# Records for this task:
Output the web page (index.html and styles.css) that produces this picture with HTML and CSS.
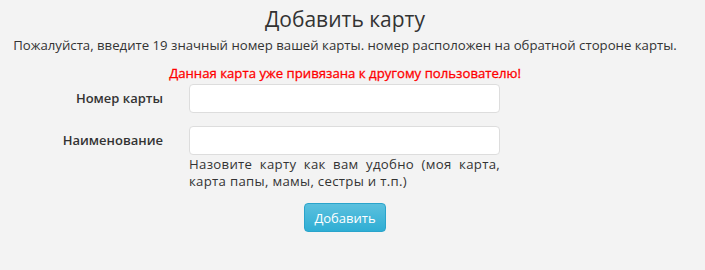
FILE: index.html
```html
<!DOCTYPE html>
<html lang="ru">
<head>
    <meta charset="UTF-8">
    <meta name="viewport" content="width=device-width, initial-scale=1.0">
    <title>Добавить карту</title>
    <link rel="stylesheet" href="styles.css">
</head>
<body>
    <div class="container">
        <h1 class="title">Добавить карту</h1>
        <p class="intro">Пожалуйста, введите 19 значный номер вашей карты. номер расположен на обратной стороне карты.</p>
        <p class="error">Данная карта уже привязана к другому пользователю!</p>

        <form class="card-form">
            <div class="row">
                <label for="cardNumber">Номер карты</label>
                <div class="field">
                    <input type="text" id="cardNumber">
                </div>
            </div>

            <div class="row">
                <label for="cardName">Наименование</label>
                <div class="field">
                    <input type="text" id="cardName">
                    <p class="hint">Назовите карту как вам удобно (моя карта, карта папы, мамы, сестры и т.п.)</p>
                </div>
            </div>

            <div class="actions">
                <button type="submit">Добавить</button>
            </div>
        </form>
    </div>
</body>
</html>
```

FILE: styles.css
```css
body {
    margin: 0;
    padding: 0;
    background: #f3f3f3;
    font-family: "Open Sans", sans-serif;
    color: #333;
}

.container {
    width: 690px;
}

.title {
    margin: 5px 0 0;
    text-align: center;
    font-size: 21px;
    font-weight: normal;
    line-height: 28px;
    color: #333;
}

.intro {
    margin: 3px 0 0;
    text-align: center;
    font-size: 13.2px;
    line-height: 18px;
}

.error {
    margin: 10px 0 0;
    text-align: center;
    font-size: 13.2px;
    line-height: 18px;
    color: #ff0000;
    -webkit-text-stroke: 0.3px #ff0000;
}

.card-form {
    margin-top: 2px;
}

.row {
    display: flex;
    align-items: flex-start;
    margin-bottom: 13px;
}

label {
    width: 163px;
    margin-right: 26px;
    text-align: right;
    font-size: 13px;
    font-weight: 600;
    line-height: 29px;
    color: #333;
}

.field {
    width: 311px;
}

input {
    display: block;
    box-sizing: border-box;
    width: 100%;
    height: 29px;
    border: 1px solid #ddd;
    border-radius: 4px;
    background: #fff;
}

.hint {
    margin: 1px 0 0;
    font-size: 13.2px;
    line-height: 17px;
    letter-spacing: 0.3px;
    text-align: justify;
}

.actions {
    margin-top: 2px;
    text-align: center;
}

button {
    width: 82px;
    height: 29px;
    border: 1px solid #2aa4cb;
    border-radius: 4px;
    background: linear-gradient(#5bc0de, #2faed4);
    color: #fff;
    font-family: inherit;
    font-size: 13px;
    cursor: pointer;
}
```
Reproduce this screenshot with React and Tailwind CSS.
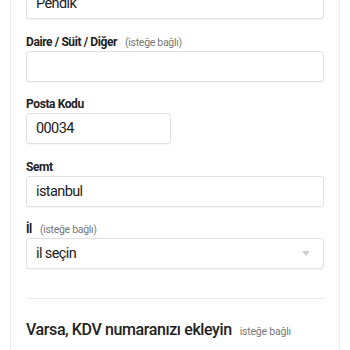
import React from 'react';

const font = { fontFamily: 'Roboto, "Noto Sans", sans-serif' };

function Label({ children, optional }) {
  return (
    <div className="flex items-baseline gap-[8px] h-4 leading-4 mb-px whitespace-nowrap">
      <span className="text-[12px] font-bold text-[#222] tracking-[-0.4px]">{children}</span>
      {optional && <span className="text-[10.5px] text-[#777] tracking-[-0.3px]">(isteğe bağlı)</span>}
    </div>
  );
}

function Field({ value, className = 'w-full' }) {
  return (
    <div className={`${className} h-[31px] border border-[#e2e2e2] rounded-[3px] bg-white flex items-center pl-[9px] text-[14.5px] tracking-[-0.6px] text-[#222] shadow-[0_1px_1px_rgba(0,0,0,0.04)]`}>
      {value}
    </div>
  );
}

export default function App() {
  return (
    <div className="w-[350px] h-[350px] overflow-hidden bg-white" style={font}>
      <div className="mx-[10px] border-x border-[#ececec] bg-white px-[15px] h-[400px]">
        <div className="-mt-[12px] flex flex-col">
          <Field value="Pendik" />

          <div className="mt-[15px]">
            <Label optional>Daire / Süit / Diğer</Label>
            <Field value="" />
          </div>

          <div className="mt-[14px]">
            <Label>Posta Kodu</Label>
            <Field value="00034" className="w-[145px]" />
          </div>

          <div className="mt-[15px]">
            <Label>Semt</Label>
            <Field value="istanbul" />
          </div>

          <div className="mt-[14px]">
            <Label optional>İl</Label>
            <div className="relative">
              <Field value="il seçin" />
              <svg className="absolute right-[14px] top-[13px]" width="8" height="5" viewBox="0 0 8 5">
                <path d="M0 0 L8 0 L4 5 Z" fill="#cfcfcf" />
              </svg>
            </div>
          </div>

          <div className="mt-[29px] mr-[-2px] border-t border-[#ebebeb]" />

          <div className="mt-[19px] flex items-baseline gap-[8px] whitespace-nowrap">
            <span className="text-[16px] font-medium text-[#222] tracking-[-0.4px]">Varsa, KDV numaranızı ekleyin</span>
            <span className="text-[10.5px] text-[#777] tracking-[-0.2px]">isteğe bağlı</span>
          </div>
          <p className="mt-[5px] text-[12.5px] text-[#777] leading-5 whitespace-nowrap">Bu, herhangi bir satıcı ücreti için sizden KDV tahsil</p>
        </div>
      </div>
    </div>
  );
}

# Exercise objective:
None of the pictures should appear; repeat the records exactly otherwise.

# Response below:
Output the web page (index.html and styles.css) that produces this picture with HTML and CSS.
FILE: index.html
```html
<!DOCTYPE html>
<html lang="ru">
<head>
    <meta charset="UTF-8">
    <meta name="viewport" content="width=device-width, initial-scale=1.0">
    <title>Добавить карту</title>
    <link rel="stylesheet" href="styles.css">
</head>
<body>
    <div class="container">
        <h1 class="title">Добавить карту</h1>
        <p class="intro">Пожалуйста, введите 19 значный номер вашей карты. номер расположен на обратной стороне карты.</p>
        <p class="error">Данная карта уже привязана к другому пользователю!</p>

        <form class="card-form">
            <div class="row">
                <label for="cardNumber">Номер карты</label>
                <div class="field">
                    <input type="text" id="cardNumber">
                </div>
            </div>

            <div class="row">
                <label for="cardName">Наименование</label>
                <div class="field">
                    <input type="text" id="cardName">
                    <p class="hint">Назовите карту как вам удобно (моя карта, карта папы, мамы, сестры и т.п.)</p>
                </div>
            </div>

            <div class="actions">
                <button type="submit">Добавить</button>
            </div>
        </form>
    </div>
</body>
</html>
```

FILE: styles.css
```css
body {
    margin: 0;
    padding: 0;
    background: #f3f3f3;
    font-family: "Open Sans", sans-serif;
    color: #333;
}

.container {
    width: 690px;
}

.title {
    margin: 5px 0 0;
    text-align: center;
    font-size: 21px;
    font-weight: normal;
    line-height: 28px;
    color: #333;
}

.intro {
    margin: 3px 0 0;
    text-align: center;
    font-size: 13.2px;
    line-height: 18px;
}

.error {
    margin: 10px 0 0;
    text-align: center;
    font-size: 13.2px;
    line-height: 18px;
    color: #ff0000;
    -webkit-text-stroke: 0.3px #ff0000;
}

.card-form {
    margin-top: 2px;
}

.row {
    display: flex;
    align-items: flex-start;
    margin-bottom: 13px;
}

label {
    width: 163px;
    margin-right: 26px;
    text-align: right;
    font-size: 13px;
    font-weight: 600;
    line-height: 29px;
    color: #333;
}

.field {
    width: 311px;
}

input {
    display: block;
    box-sizing: border-box;
    width: 100%;
    height: 29px;
    border: 1px solid #ddd;
    border-radius: 4px;
    background: #fff;
}

.hint {
    margin: 1px 0 0;
    font-size: 13.2px;
    line-height: 17px;
    letter-spacing: 0.3px;
    text-align: justify;
}

.actions {
    margin-top: 2px;
    text-align: center;
}

button {
    width: 82px;
    height: 29px;
    border: 1px solid #2aa4cb;
    border-radius: 4px;
    background: linear-gradient(#5bc0de, #2faed4);
    color: #fff;
    font-family: inherit;
    font-size: 13px;
    cursor: pointer;
}
```
Reproduce this screenshot with React and Tailwind CSS.
import React from 'react';

const font = { fontFamily: 'Roboto, "Noto Sans", sans-serif' };

function Label({ children, optional }) {
  return (
    <div className="flex items-baseline gap-[8px] h-4 leading-4 mb-px whitespace-nowrap">
      <span className="text-[12px] font-bold text-[#222] tracking-[-0.4px]">{children}</span>
      {optional && <span className="text-[10.5px] text-[#777] tracking-[-0.3px]">(isteğe bağlı)</span>}
    </div>
  );
}

function Field({ value, className = 'w-full' }) {
  return (
    <div className={`${className} h-[31px] border border-[#e2e2e2] rounded-[3px] bg-white flex items-center pl-[9px] text-[14.5px] tracking-[-0.6px] text-[#222] shadow-[0_1px_1px_rgba(0,0,0,0.04)]`}>
      {value}
    </div>
  );
}

export default function App() {
  return (
    <div className="w-[350px] h-[350px] overflow-hidden bg-white" style={font}>
      <div className="mx-[10px] border-x border-[#ececec] bg-white px-[15px] h-[400px]">
        <div className="-mt-[12px] flex flex-col">
          <Field value="Pendik" />

          <div className="mt-[15px]">
            <Label optional>Daire / Süit / Diğer</Label>
            <Field value="" />
          </div>

          <div className="mt-[14px]">
            <Label>Posta Kodu</Label>
            <Field value="00034" className="w-[145px]" />
          </div>

          <div className="mt-[15px]">
            <Label>Semt</Label>
            <Field value="istanbul" />
          </div>

          <div className="mt-[14px]">
            <Label optional>İl</Label>
            <div className="relative">
              <Field value="il seçin" />
              <svg className="absolute right-[14px] top-[13px]" width="8" height="5" viewBox="0 0 8 5">
                <path d="M0 0 L8 0 L4 5 Z" fill="#cfcfcf" />
              </svg>
            </div>
          </div>

          <div className="mt-[29px] mr-[-2px] border-t border-[#ebebeb]" />

          <div className="mt-[19px] flex items-baseline gap-[8px] whitespace-nowrap">
            <span className="text-[16px] font-medium text-[#222] tracking-[-0.4px]">Varsa, KDV numaranızı ekleyin</span>
            <span className="text-[10.5px] text-[#777] tracking-[-0.2px]">isteğe bağlı</span>
          </div>
          <p className="mt-[5px] text-[12.5px] text-[#777] leading-5 whitespace-nowrap">Bu, herhangi bir satıcı ücreti için sizden KDV tahsil</p>
        </div>
      </div>
    </div>
  );
}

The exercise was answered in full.